Directions
Reproduce all the lines exactly as they stand, apart from the pictures.

Data block
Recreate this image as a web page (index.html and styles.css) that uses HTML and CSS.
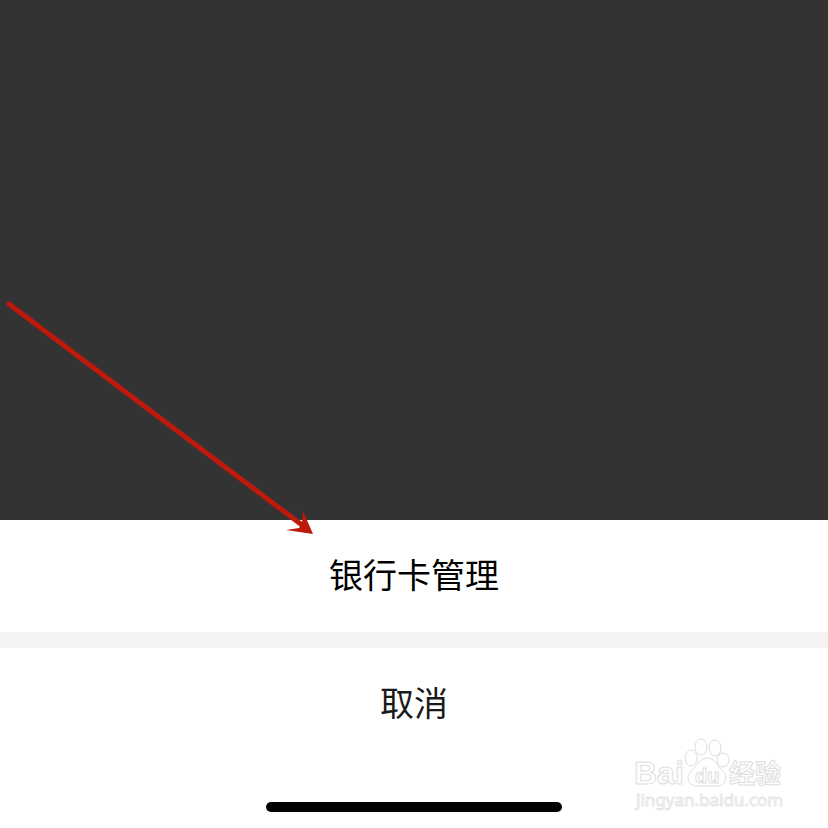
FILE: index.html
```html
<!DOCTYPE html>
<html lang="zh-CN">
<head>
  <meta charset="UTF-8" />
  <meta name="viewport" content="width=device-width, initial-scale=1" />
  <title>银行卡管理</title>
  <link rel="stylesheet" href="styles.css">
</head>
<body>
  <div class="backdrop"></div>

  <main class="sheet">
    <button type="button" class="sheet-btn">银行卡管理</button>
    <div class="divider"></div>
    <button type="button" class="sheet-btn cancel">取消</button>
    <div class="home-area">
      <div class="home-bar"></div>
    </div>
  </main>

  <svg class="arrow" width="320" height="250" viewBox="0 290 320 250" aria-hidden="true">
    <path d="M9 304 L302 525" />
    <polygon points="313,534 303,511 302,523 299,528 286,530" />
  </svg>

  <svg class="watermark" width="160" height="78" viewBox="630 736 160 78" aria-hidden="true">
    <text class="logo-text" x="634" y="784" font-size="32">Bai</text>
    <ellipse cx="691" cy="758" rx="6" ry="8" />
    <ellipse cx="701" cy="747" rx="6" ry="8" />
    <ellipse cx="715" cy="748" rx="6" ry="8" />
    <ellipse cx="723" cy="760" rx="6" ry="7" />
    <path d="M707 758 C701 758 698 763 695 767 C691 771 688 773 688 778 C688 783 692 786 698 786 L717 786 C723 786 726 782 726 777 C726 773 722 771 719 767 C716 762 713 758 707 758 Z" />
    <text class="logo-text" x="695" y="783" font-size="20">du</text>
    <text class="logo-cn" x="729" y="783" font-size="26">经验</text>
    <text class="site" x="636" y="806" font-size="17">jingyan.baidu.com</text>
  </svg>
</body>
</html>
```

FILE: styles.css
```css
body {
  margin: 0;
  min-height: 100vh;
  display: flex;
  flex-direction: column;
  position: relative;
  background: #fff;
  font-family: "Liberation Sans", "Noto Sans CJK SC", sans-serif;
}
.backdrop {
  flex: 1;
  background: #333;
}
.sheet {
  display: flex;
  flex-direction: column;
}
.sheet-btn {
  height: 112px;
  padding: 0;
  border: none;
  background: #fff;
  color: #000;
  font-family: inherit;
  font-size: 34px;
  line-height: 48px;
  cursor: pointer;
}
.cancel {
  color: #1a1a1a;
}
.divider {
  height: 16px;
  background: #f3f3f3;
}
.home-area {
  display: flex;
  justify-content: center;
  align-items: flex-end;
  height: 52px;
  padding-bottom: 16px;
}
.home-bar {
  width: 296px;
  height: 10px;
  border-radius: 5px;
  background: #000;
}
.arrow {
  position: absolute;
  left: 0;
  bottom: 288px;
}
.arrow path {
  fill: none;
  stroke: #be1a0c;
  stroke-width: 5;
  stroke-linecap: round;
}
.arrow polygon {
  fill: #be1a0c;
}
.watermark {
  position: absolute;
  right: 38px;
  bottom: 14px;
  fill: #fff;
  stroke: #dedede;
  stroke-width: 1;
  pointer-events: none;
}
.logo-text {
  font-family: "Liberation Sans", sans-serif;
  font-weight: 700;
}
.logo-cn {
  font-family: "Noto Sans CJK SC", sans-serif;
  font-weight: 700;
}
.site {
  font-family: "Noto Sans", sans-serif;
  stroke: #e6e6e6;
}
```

Output below
Recreate this image as a web page (index.html and styles.css) that uses HTML and CSS.
FILE: index.html
```html
<!DOCTYPE html>
<html lang="zh-CN">
<head>
  <meta charset="UTF-8" />
  <meta name="viewport" content="width=device-width, initial-scale=1" />
  <title>银行卡管理</title>
  <link rel="stylesheet" href="styles.css">
</head>
<body>
  <div class="backdrop"></div>

  <main class="sheet">
    <button type="button" class="sheet-btn">银行卡管理</button>
    <div class="divider"></div>
    <button type="button" class="sheet-btn cancel">取消</button>
    <div class="home-area">
      <div class="home-bar"></div>
    </div>
  </main>

  <svg class="arrow" width="320" height="250" viewBox="0 290 320 250" aria-hidden="true">
    <path d="M9 304 L302 525" />
    <polygon points="313,534 303,511 302,523 299,528 286,530" />
  </svg>

  <svg class="watermark" width="160" height="78" viewBox="630 736 160 78" aria-hidden="true">
    <text class="logo-text" x="634" y="784" font-size="32">Bai</text>
    <ellipse cx="691" cy="758" rx="6" ry="8" />
    <ellipse cx="701" cy="747" rx="6" ry="8" />
    <ellipse cx="715" cy="748" rx="6" ry="8" />
    <ellipse cx="723" cy="760" rx="6" ry="7" />
    <path d="M707 758 C701 758 698 763 695 767 C691 771 688 773 688 778 C688 783 692 786 698 786 L717 786 C723 786 726 782 726 777 C726 773 722 771 719 767 C716 762 713 758 707 758 Z" />
    <text class="logo-text" x="695" y="783" font-size="20">du</text>
    <text class="logo-cn" x="729" y="783" font-size="26">经验</text>
    <text class="site" x="636" y="806" font-size="17">jingyan.baidu.com</text>
  </svg>
</body>
</html>
```

FILE: styles.css
```css
body {
  margin: 0;
  min-height: 100vh;
  display: flex;
  flex-direction: column;
  position: relative;
  background: #fff;
  font-family: "Liberation Sans", "Noto Sans CJK SC", sans-serif;
}
.backdrop {
  flex: 1;
  background: #333;
}
.sheet {
  display: flex;
  flex-direction: column;
}
.sheet-btn {
  height: 112px;
  padding: 0;
  border: none;
  background: #fff;
  color: #000;
  font-family: inherit;
  font-size: 34px;
  line-height: 48px;
  cursor: pointer;
}
.cancel {
  color: #1a1a1a;
}
.divider {
  height: 16px;
  background: #f3f3f3;
}
.home-area {
  display: flex;
  justify-content: center;
  align-items: flex-end;
  height: 52px;
  padding-bottom: 16px;
}
.home-bar {
  width: 296px;
  height: 10px;
  border-radius: 5px;
  background: #000;
}
.arrow {
  position: absolute;
  left: 0;
  bottom: 288px;
}
.arrow path {
  fill: none;
  stroke: #be1a0c;
  stroke-width: 5;
  stroke-linecap: round;
}
.arrow polygon {
  fill: #be1a0c;
}
.watermark {
  position: absolute;
  right: 38px;
  bottom: 14px;
  fill: #fff;
  stroke: #dedede;
  stroke-width: 1;
  pointer-events: none;
}
.logo-text {
  font-family: "Liberation Sans", sans-serif;
  font-weight: 700;
}
.logo-cn {
  font-family: "Noto Sans CJK SC", sans-serif;
  font-weight: 700;
}
.site {
  font-family: "Noto Sans", sans-serif;
  stroke: #e6e6e6;
}
```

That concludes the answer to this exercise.